Quanto sopra vale anche per l’ipotesi in cui il conto corrente sia stato cointestato a firma disgiunta e pertanto il contitolare superstite stia esercitando un proprio diritto contrattuale, non agendo quale erede ma quale creditore della stessa (solidarietà attiva).
Pertanto la citata norma di diritto tributario influisce e paralizza le norme civilistiche statuendo che alla morte dell’intestatario del conto corrente, come di un libretto di risparmio o di un deposito titoli in amministrazione, la banca debba bloccare qualsiasi ulteriore operazione, anzitutto di pagamento, fino a quando non sia stata a essa esibita una dichiarazione di successione che sia comprensiva appunto di tali rapporti pena, per l’istituto di credito, una sanzione amministrativa dal cento al duecento per cento dell’imposta ovvero della maggior imposta dovuta.
Per quanto riguarda invece una cassetta di sicurezza intestata al defunto o cointestata:
Il medesimo articolo 48 vieta ai cointestatari delle cassette di sicurezza di aprire le stesse prima di aver sottoscritto, su un registro tenuto dalla banca, una dichiarazione con l’indicazione della data e dell’ora dell’apertura e con attestazione che le eventuali altre persone aventi facoltà di aprire le cassette sono tuttora in vita.
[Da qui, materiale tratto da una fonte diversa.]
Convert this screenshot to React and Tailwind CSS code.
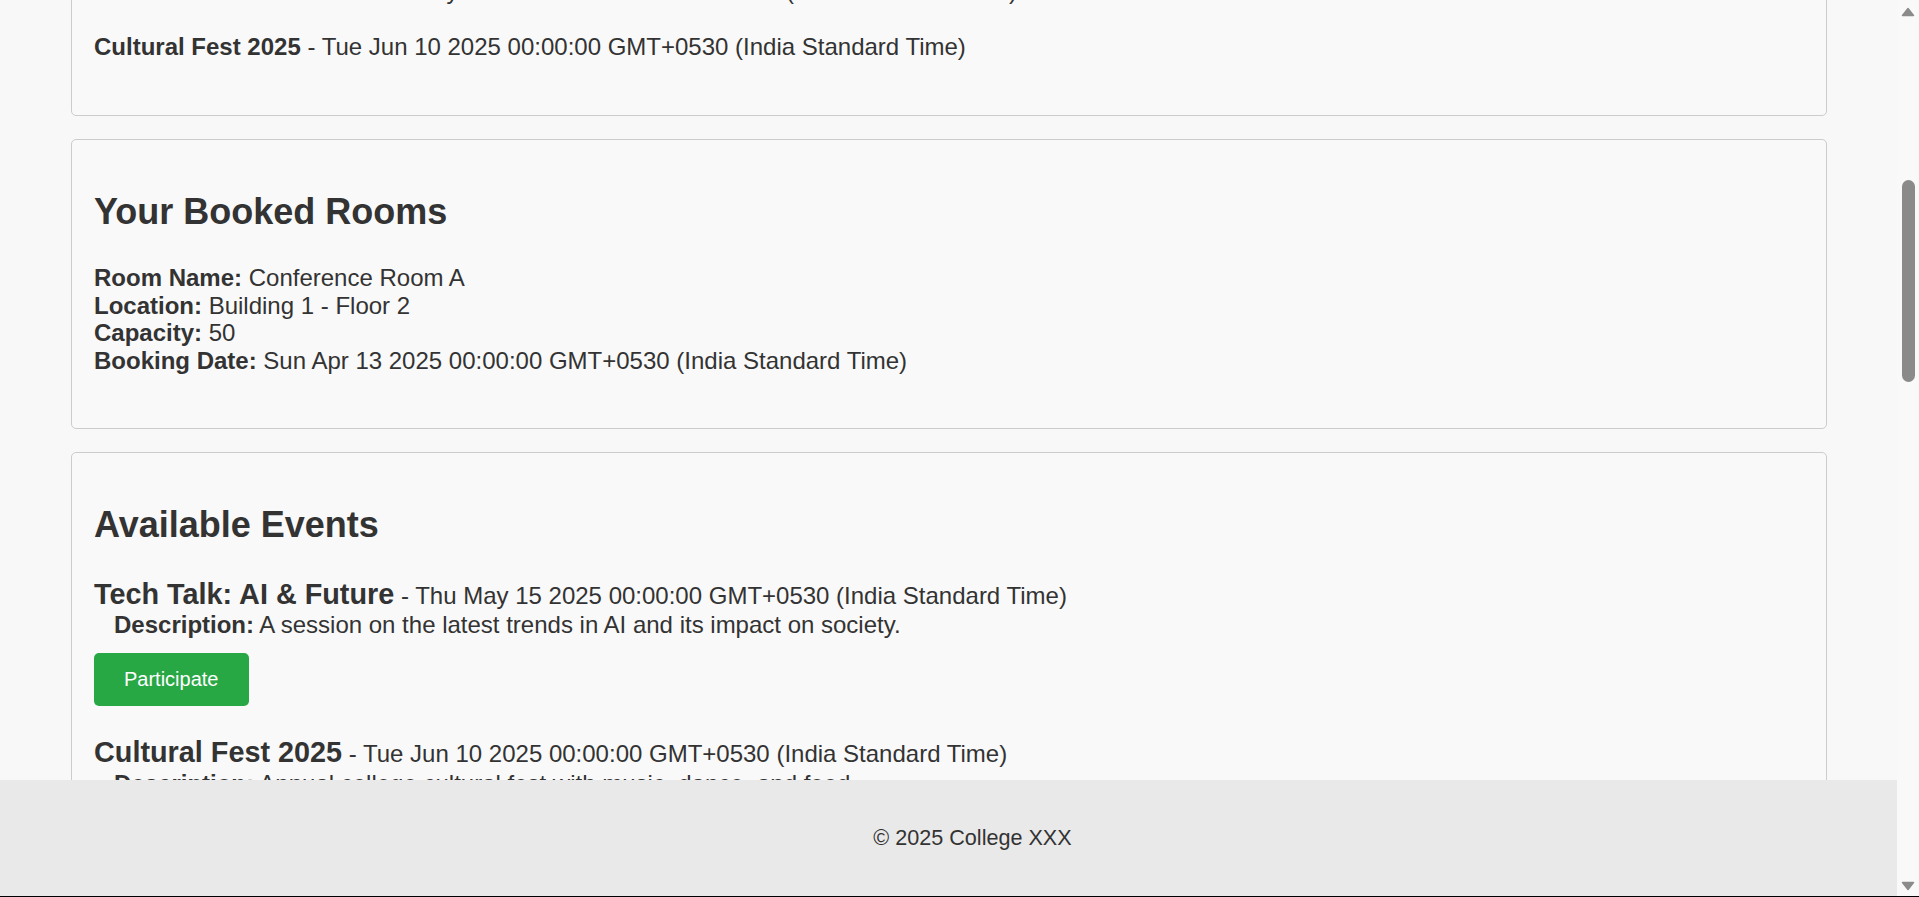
import React from 'react';

const registeredEvents = [
  { title: 'Tech Talk: AI & Future', date: 'Thu May 15 2025 00:00:00 GMT+0530 (India Standard Time)' },
  { title: 'Cultural Fest 2025', date: 'Tue Jun 10 2025 00:00:00 GMT+0530 (India Standard Time)' },
];

const availableEvents = [
  {
    id: 1,
    title: 'Tech Talk: AI & Future',
    date: 'Thu May 15 2025 00:00:00 GMT+0530 (India Standard Time)',
    description: 'A session on the latest trends in AI and its impact on society.',
  },
  {
    id: 2,
    title: 'Cultural Fest 2025',
    date: 'Tue Jun 10 2025 00:00:00 GMT+0530 (India Standard Time)',
    description: 'Annual college cultural fest with music, dance, and food.',
  },
];

const room = {
  name: 'Conference Room A',
  location: 'Building 1 - Floor 2',
  capacity: 50,
  date: 'Sun Apr 13 2025 00:00:00 GMT+0530 (India Standard Time)',
};

const Card = ({ title, children }) => (
  <section className="rounded-[5px] border border-[#cccccc] bg-[#f9f9f9] pl-[22px] pr-[20px] pt-[51px] pb-[54px]">
    <h2 className="mb-[32px] text-[36px] font-bold leading-[1.15]">{title}</h2>
    {children}
  </section>
);

const Arrow = ({ down }) => (
  <svg width="14" height="10" viewBox="0 0 14 10" className={down ? 'rotate-180' : ''}>
    <path d="M7 1.5 L12.5 8.5 L1.5 8.5 Z" fill="#8b8b8b" stroke="#8b8b8b" strokeWidth="1.5" strokeLinejoin="round" />
  </svg>
);

const App = () => {
  const handleParticipate = (id) => {
    console.log('participate', id);
  };

  return (
    <div className="flex h-screen w-full overflow-hidden border-b border-black bg-[#f8f8f8] font-['Liberation_Sans',Arial,sans-serif] text-[24px] leading-[1.15] text-[#333333]">
      <div className="relative flex-1 overflow-hidden">
        {/* page is shown scrolled part way down */}
        <main className="-mt-[148px] flex flex-col gap-[23px] pl-[71px] pr-[70px]">
          <Card title="Your Registered Events">
            <div className="flex flex-col gap-[28px]">
              {registeredEvents.map((ev) => (
                <p key={ev.title}>
                  <strong>{ev.title}</strong> - {ev.date}
                </p>
              ))}
            </div>
          </Card>

          <Card title="Your Booked Rooms">
            <p><strong>Room Name:</strong> {room.name}</p>
            <p><strong>Location:</strong> {room.location}</p>
            <p><strong>Capacity:</strong> {room.capacity}</p>
            <p><strong>Booking Date:</strong> {room.date}</p>
          </Card>

          <Card title="Available Events">
            <div className="flex flex-col gap-[30px]">
              {availableEvents.map((ev) => (
                <div key={ev.id}>
                  <p>
                    <strong className="text-[28.8px]">{ev.title}</strong> - {ev.date}
                  </p>
                  <p className="ml-[20px]">
                    <strong>Description:</strong> {ev.description}
                  </p>
                  <button
                    className="mt-[15px] rounded-[5px] bg-[#28a745] px-[30px] py-[15px] text-[20px] leading-[23px] text-white"
                    onClick={() => handleParticipate(ev.id)}
                  >
                    Participate
                  </button>
                </div>
              ))}
            </div>
          </Card>
        </main>

        <footer className="absolute inset-x-0 bottom-0 flex h-[116px] items-center justify-center bg-[#e9e9e9] pl-[48px] text-[21.6px]">
          © 2025 College XXX
        </footer>
      </div>

      {/* scrollbar */}
      <div className="flex w-[22px] flex-col items-center bg-[#f9f9f9]">
        <div className="mt-[7px]">
          <Arrow />
        </div>
        <div className="mt-[163px] h-[202px] w-[13px] rounded-full bg-[#8a8a8a]" />
        <div className="flex-1" />
        <div className="mb-[5px]">
          <Arrow down />
        </div>
      </div>
    </div>
  );
};

export default App;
Dopo la morte dell’intestatario — o di uno di essi — le cassette possono essere aperte solo alla presenza di un funzionario dell’amministrazione finanziaria o di un notaio, che redige l’inventario del contenuto.
La consegna del contenuto delle cassette di sicurezza agli aventi diritto (gli eredi oppure i legatari) può avvenire solo dopo la presentazione della dichiarazione di successione.